**TASK GOAL**
How many lines in the entries below include the string "image"? Answer with the number only.

>> Start PROVIDED DATA

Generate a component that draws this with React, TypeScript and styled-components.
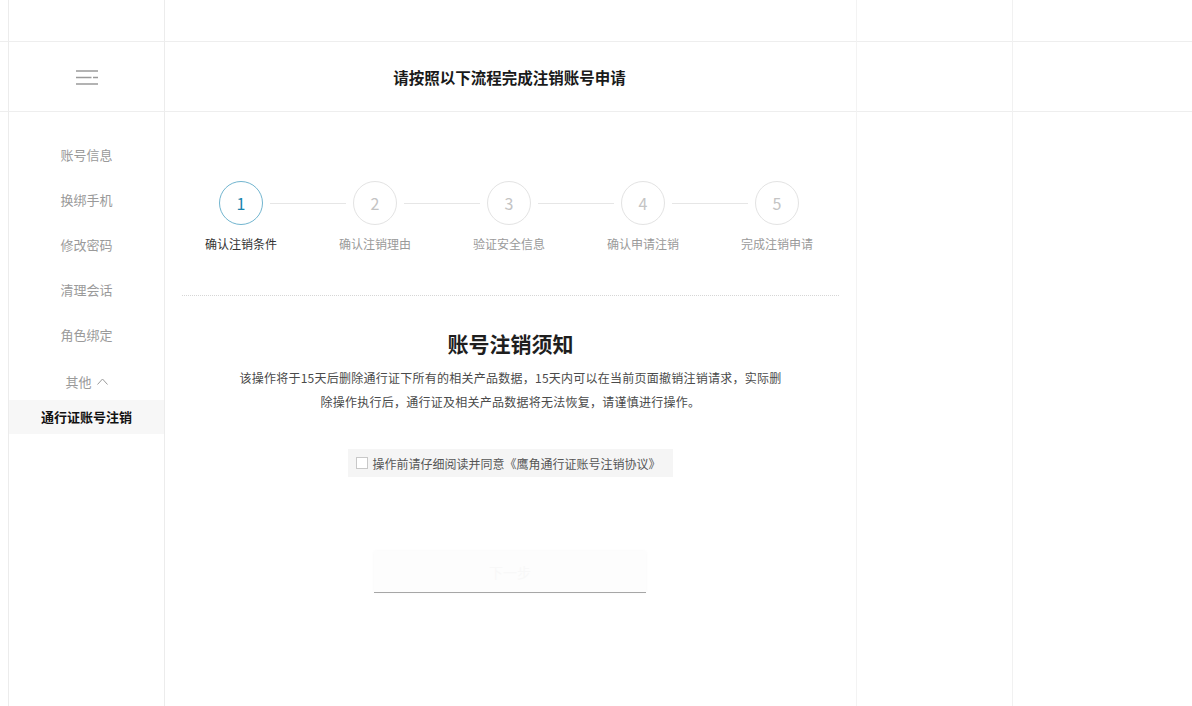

>> End PROVIDED DATA
>> Start PROVIDED DATA

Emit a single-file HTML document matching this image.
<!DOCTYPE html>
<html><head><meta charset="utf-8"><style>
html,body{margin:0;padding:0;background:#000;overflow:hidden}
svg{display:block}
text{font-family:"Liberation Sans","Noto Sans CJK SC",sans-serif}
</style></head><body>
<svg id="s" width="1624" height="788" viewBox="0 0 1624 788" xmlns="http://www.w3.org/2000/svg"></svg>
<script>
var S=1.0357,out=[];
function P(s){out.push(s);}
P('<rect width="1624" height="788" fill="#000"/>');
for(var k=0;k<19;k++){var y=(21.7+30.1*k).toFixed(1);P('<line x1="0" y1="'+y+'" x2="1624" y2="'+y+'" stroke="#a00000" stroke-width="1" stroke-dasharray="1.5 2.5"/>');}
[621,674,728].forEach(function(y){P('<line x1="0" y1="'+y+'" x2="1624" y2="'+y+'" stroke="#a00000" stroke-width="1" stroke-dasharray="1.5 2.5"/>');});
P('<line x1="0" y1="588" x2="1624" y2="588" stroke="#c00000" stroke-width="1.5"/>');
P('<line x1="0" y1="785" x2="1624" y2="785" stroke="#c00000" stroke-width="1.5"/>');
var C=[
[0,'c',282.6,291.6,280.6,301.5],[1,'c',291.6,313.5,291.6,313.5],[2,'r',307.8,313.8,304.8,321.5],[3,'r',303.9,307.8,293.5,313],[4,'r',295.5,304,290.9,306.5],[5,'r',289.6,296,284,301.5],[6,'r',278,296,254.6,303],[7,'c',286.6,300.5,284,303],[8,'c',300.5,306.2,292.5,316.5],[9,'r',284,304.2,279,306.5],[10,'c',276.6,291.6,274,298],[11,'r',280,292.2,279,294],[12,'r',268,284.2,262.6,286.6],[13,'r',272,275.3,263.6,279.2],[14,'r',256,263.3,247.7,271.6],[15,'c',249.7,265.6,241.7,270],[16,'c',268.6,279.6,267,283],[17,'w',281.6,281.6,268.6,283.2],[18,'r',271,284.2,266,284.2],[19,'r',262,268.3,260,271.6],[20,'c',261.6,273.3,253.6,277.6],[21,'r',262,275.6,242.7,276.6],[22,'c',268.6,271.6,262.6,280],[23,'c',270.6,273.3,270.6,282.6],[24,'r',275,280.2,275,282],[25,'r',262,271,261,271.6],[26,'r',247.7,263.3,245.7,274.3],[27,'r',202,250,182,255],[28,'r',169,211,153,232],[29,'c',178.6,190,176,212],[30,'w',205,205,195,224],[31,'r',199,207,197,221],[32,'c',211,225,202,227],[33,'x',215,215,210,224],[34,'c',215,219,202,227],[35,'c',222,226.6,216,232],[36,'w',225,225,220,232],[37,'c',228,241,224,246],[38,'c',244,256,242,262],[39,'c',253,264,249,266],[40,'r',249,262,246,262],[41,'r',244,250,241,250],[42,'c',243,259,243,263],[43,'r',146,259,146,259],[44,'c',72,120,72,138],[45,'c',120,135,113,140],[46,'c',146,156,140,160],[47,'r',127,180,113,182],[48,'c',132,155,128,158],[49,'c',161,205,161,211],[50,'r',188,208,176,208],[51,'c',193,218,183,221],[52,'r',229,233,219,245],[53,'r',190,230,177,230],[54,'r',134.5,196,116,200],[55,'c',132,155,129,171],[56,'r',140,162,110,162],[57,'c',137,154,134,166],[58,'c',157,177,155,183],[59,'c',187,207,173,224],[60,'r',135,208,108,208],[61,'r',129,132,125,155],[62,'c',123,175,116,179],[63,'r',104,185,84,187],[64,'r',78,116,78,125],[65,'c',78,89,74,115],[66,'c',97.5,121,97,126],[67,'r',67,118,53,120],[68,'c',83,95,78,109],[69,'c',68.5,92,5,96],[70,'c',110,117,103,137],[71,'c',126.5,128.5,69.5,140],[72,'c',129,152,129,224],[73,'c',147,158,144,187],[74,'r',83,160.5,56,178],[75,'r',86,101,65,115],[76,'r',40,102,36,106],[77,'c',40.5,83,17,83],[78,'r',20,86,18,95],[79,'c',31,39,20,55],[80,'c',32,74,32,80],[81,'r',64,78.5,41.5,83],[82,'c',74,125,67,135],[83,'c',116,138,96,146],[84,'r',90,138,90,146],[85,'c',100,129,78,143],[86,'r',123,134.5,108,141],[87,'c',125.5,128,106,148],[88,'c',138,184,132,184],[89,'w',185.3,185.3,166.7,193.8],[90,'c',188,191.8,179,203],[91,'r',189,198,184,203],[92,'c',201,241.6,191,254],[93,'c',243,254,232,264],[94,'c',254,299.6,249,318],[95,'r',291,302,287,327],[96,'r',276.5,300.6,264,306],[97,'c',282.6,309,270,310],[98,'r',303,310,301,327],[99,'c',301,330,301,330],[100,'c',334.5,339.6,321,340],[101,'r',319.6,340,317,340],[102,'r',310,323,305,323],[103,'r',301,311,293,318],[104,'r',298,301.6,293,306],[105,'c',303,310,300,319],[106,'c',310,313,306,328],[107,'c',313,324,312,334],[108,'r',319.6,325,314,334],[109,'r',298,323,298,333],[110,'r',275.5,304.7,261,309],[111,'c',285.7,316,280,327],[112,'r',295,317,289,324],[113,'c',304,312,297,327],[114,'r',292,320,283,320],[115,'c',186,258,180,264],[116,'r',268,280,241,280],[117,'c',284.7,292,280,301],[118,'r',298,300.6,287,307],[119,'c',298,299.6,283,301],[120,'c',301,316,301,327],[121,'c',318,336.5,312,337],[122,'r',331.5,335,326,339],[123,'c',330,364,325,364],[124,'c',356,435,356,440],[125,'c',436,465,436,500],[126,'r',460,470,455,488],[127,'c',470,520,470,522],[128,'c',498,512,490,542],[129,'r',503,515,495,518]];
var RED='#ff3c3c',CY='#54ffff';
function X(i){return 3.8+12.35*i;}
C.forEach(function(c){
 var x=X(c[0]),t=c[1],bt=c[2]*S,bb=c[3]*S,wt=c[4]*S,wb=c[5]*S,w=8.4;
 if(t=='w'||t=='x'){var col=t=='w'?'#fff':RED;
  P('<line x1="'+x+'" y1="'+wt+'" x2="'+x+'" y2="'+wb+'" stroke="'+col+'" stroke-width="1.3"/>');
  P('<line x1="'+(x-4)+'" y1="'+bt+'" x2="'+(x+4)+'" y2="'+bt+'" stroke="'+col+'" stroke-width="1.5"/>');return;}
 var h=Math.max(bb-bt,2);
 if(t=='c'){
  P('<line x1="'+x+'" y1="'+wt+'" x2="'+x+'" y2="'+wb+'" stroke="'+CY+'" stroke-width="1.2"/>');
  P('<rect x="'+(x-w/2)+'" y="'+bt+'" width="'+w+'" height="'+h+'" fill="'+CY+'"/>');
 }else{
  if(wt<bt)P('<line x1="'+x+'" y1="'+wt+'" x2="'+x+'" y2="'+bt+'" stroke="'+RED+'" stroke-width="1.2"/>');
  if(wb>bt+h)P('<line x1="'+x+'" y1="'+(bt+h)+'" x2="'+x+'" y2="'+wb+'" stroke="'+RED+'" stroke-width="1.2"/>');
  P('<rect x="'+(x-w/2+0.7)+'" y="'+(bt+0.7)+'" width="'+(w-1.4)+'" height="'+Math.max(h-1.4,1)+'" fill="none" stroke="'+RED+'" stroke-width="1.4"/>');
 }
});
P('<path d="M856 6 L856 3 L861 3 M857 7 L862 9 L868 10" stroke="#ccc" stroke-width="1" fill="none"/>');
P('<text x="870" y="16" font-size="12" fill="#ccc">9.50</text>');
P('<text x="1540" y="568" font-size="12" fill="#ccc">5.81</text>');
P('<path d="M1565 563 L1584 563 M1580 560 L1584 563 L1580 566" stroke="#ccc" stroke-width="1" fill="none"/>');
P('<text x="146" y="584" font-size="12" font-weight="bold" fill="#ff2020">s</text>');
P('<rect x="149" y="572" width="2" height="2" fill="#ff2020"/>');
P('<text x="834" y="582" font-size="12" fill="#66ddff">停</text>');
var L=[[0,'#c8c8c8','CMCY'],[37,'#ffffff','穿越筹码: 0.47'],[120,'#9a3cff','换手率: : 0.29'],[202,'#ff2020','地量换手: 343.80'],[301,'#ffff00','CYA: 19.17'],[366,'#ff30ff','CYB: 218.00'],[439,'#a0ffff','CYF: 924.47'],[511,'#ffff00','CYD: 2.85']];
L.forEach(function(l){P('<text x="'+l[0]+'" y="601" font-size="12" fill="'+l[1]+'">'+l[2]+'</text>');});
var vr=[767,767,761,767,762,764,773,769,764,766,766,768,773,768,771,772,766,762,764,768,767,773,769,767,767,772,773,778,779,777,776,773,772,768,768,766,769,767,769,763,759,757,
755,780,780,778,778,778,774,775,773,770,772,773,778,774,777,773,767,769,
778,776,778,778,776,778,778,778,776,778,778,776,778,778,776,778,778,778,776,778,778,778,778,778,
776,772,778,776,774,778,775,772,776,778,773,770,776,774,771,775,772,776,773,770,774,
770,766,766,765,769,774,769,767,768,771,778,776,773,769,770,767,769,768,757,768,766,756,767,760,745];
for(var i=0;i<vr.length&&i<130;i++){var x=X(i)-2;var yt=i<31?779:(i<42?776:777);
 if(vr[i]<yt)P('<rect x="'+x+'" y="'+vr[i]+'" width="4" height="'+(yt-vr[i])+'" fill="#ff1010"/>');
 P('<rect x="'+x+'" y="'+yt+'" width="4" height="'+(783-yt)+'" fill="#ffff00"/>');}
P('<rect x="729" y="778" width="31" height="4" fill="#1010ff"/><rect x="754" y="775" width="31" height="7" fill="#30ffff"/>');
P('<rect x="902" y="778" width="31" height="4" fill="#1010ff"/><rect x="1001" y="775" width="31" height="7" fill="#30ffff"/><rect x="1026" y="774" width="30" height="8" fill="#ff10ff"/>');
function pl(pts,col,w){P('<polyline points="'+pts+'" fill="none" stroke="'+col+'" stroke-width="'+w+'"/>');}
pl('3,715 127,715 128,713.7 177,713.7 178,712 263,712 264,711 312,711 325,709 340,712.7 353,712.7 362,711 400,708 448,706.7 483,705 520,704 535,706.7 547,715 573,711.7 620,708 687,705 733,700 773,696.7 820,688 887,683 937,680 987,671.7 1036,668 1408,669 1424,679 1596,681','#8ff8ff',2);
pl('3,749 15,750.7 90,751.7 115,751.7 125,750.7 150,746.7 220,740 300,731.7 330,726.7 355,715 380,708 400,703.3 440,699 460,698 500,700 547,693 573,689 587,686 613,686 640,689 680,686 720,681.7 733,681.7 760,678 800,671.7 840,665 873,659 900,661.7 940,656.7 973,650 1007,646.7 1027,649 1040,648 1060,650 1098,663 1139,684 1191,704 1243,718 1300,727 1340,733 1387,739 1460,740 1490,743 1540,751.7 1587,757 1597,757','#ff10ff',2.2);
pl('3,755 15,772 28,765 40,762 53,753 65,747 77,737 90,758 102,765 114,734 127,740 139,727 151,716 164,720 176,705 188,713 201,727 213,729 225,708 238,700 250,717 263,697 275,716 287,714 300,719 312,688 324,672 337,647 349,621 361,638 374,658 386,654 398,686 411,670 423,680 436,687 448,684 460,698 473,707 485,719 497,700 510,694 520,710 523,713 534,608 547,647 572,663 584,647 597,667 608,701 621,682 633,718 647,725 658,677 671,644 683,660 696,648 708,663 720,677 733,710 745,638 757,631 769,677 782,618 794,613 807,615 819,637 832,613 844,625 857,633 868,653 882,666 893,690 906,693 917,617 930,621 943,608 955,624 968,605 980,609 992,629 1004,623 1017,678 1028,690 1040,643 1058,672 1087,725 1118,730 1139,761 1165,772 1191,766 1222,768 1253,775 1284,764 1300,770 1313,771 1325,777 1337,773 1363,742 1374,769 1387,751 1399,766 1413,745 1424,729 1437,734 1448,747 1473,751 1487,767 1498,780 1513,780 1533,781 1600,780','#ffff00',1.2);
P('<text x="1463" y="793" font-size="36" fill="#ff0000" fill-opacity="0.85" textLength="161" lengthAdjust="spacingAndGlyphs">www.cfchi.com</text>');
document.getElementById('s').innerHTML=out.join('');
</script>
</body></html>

>> End PROVIDED DATA
>> Start PROVIDED DATA

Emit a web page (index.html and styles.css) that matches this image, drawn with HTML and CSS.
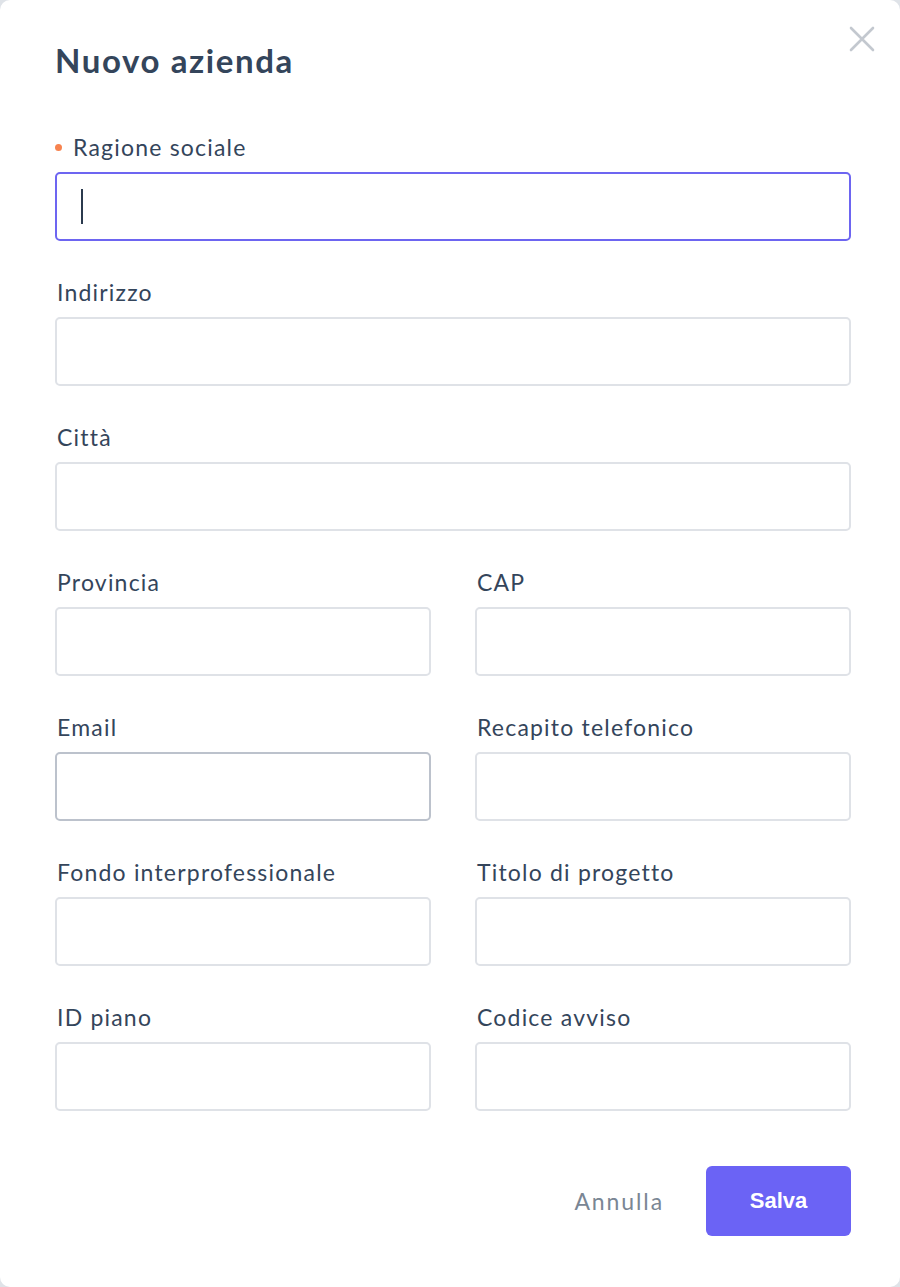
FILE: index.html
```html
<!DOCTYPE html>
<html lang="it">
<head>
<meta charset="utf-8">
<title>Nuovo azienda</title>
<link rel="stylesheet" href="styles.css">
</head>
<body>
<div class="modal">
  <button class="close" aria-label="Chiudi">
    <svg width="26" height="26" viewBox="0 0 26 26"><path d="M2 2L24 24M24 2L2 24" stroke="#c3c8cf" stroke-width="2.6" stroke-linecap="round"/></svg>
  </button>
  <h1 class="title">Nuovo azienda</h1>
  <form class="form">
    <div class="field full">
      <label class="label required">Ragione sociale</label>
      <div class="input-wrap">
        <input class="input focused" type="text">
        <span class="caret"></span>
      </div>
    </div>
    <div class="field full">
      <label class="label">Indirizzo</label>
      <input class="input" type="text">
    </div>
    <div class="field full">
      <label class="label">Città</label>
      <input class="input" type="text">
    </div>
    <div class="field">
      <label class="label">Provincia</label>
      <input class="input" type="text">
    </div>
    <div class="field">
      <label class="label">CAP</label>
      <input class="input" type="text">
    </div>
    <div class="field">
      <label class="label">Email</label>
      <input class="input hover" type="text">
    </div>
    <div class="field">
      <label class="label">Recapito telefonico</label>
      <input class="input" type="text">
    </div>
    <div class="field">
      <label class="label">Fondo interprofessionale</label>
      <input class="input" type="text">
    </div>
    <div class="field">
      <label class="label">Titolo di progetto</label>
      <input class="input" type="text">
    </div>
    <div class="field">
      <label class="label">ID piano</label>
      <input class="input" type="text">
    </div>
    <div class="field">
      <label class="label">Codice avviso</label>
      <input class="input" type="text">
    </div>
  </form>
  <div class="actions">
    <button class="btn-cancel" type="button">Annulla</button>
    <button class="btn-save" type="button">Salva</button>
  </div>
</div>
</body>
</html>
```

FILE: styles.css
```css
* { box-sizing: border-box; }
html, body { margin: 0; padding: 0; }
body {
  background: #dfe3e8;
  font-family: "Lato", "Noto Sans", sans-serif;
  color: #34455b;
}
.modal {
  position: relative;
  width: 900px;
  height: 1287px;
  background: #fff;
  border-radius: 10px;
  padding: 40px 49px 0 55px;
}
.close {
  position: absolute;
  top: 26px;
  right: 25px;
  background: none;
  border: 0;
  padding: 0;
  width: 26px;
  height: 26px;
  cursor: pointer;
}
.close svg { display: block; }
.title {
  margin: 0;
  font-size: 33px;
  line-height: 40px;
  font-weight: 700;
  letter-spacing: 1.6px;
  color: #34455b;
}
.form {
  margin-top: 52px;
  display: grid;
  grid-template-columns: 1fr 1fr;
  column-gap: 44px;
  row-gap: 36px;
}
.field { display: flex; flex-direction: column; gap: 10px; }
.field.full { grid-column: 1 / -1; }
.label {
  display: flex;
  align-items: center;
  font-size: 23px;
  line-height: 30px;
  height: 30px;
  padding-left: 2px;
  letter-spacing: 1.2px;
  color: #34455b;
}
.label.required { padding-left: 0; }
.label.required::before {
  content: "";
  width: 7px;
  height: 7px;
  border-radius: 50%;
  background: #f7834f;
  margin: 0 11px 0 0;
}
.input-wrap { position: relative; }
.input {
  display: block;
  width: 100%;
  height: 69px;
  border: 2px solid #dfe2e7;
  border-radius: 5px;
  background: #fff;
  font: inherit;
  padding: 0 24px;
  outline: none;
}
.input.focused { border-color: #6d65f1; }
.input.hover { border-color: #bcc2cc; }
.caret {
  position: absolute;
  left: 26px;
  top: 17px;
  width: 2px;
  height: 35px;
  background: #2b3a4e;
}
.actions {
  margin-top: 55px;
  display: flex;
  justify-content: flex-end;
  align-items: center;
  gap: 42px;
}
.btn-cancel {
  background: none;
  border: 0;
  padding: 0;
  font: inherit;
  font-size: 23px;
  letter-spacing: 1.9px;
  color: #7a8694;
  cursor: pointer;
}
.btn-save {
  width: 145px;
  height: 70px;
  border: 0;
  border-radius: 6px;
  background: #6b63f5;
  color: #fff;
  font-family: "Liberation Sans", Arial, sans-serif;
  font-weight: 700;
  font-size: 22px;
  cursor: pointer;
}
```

>> End PROVIDED DATA

**CORRECT RESPONSE**
2